Computer-Assisted
Reporting
By Fred Vallance-Jones
The
tale of the two Bobs
Using a spreadsheet, the Hamilton Spectator was able
to explain a surprising election result
Sometimes you get lucky, and then sometimes you get really lucky.
That's
what happened to us as the Hamilton Spectator on municipal
election night Nov. 13.
It
was the night a computer-assisted reporting project went from
interesting to extraordinary because of an unexpected turn of
events.
It
had seemed to be a done deal. Our six-term mayor Bob Morrow was
going to waltz back into office. All the polls said so. The pundits
said so. Morrow thought so.
But
then the voters spoke, and we were all wrong.
Instead
of Morrow, the people's choice was Bob Wade, the quiet, polite
mayor of Ancaster. The rich bedroom community is one of six towns
and cities Ontario Premier Mike Harris has merged into the new
city of Hamilton.
That
night I had the job of collecting poll-by-poll election results
from city hall, and typing them into a computer spreadsheet. It
would provide us with an instant analysis of how Morrow won. It
was to be a dissection of an anticlimax.
By
8:30 that night it was clear we'd be dissecting something much
different.
Wade
was ahead from the earliest results and never trailed. By the
time the night was done, he had beaten Bob Morrow by more than
10,000 votes.
The
spreadsheet helped explain why.
We
had tried this kind of instant analysis in a provincial by-election
a couple of months before the municipal vote. That analysis was
the brainwave of reporter Dan Nolan, who developed the idea during
one of the introductory CAR courses I taught at the paper several
months ago.
We
obtained the poll-by poll results of the June 1999 general election
from the Elections Ontario web site and saved them in a Microsoft
Excel worksheet.
We
then added columns for the live results on by-election night and
added formulas that would instantly calculate the raw change in
the number of votes for each party, the percentage change and
the voter turnout in each poll. We also set up the sheet to automatically
calculate the overall results in each of the towns in the riding.
On
the by-election night, the time between the first results and
the copy deadline was barely more than an hour, so we pre-selected
a range of polls where the ruling Conservatives had done particularly
well over the years. We would write our early edition story based
on that sample. The overriding issue in the by-election was the
Harris government's decision to force the town of Flamborough
to join with the new Hamilton. So if the Tories lost badly in
polls they had dominated, it would help unlock the meaning of
the overall results.
I
sat in a small anteroom at the returning office that night, along
with an intern, and madly entered more than 150 results. He read
from paper slips. I typed.
The
spreadsheet output spoke for itself.
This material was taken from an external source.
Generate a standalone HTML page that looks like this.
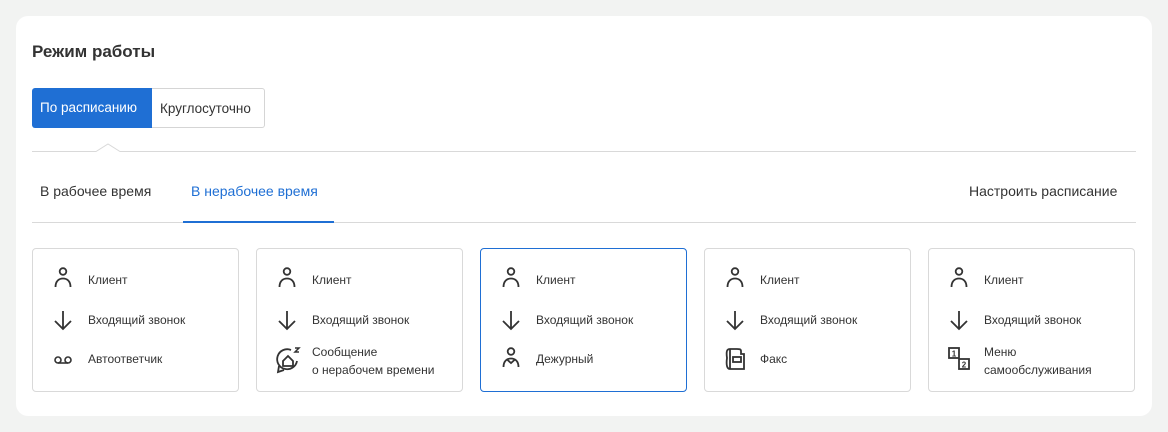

The Tory vote was plummeting,
but the increase in votes for the Liberal, who won, was not nearly
so large. The votes weren't going to the NDP either. The inevitable
conclusion: Tory voters stayed home. It became a key piece of
our coverage for the next day's paper.
Little
did we know it, but we had essentially invented a new kind of
election reporting, the instant spreadsheet analysis. Until now,
this kind of poll-by-poll dissection has been done laboriously
by hand, if at all. Few media ever get much beyond the aggregate
results. We told a much more complete story.
The
stage was now set for municipal election night, and the stunning
Bob Wade victory.
When
the results started pouring in, our carefully-constructed spreadsheet
again told the story. As with the by-election, I wrote the first-brush
analysis for the next day's paper, and followed up with a more
detailed look at the voting patterns the day after.
As
it turned out, Bob Morrow won the old city of Hamilton all right,
but not by enough. Nearly 20,000 of his city supporters deserted
him. To add to the misery, turnouts were lowest in polls where
Morrow was strongest, so he got little bang for his electoral
buck.
Wade,
on the other hand, was strongest where turnout was most enthusiastic,
in the suburbs and he won enough votes in the city to take him
over the top.
In
his hometown of Ancaster, more than half the people voted. That's
considered impressive in a municipal election. Eighty per cent
of those voters chose Wade.
He
also had the support of the more affluent voters, who tend to
come out in the greater numbers. By contrast, Morrow's strength
was concentrated in poorer, blue-collar districts of industrial
Hamilton.
The
simple tool of a computer spreadsheet helped us unravel the complex
puzzle of how an apparently-popular 18-year mayor finally went
down to defeat. Again, the competition couldn't touch us. It's
an easy story to do, one that is entirely portable. With the predictability
of elections, it's also easy to plan this one ahead.
Sometimes
the simplest ideas are the most inspired.
Fred
Vallance-Jones is municipal affairs reporter with The Hamilton
Spectator.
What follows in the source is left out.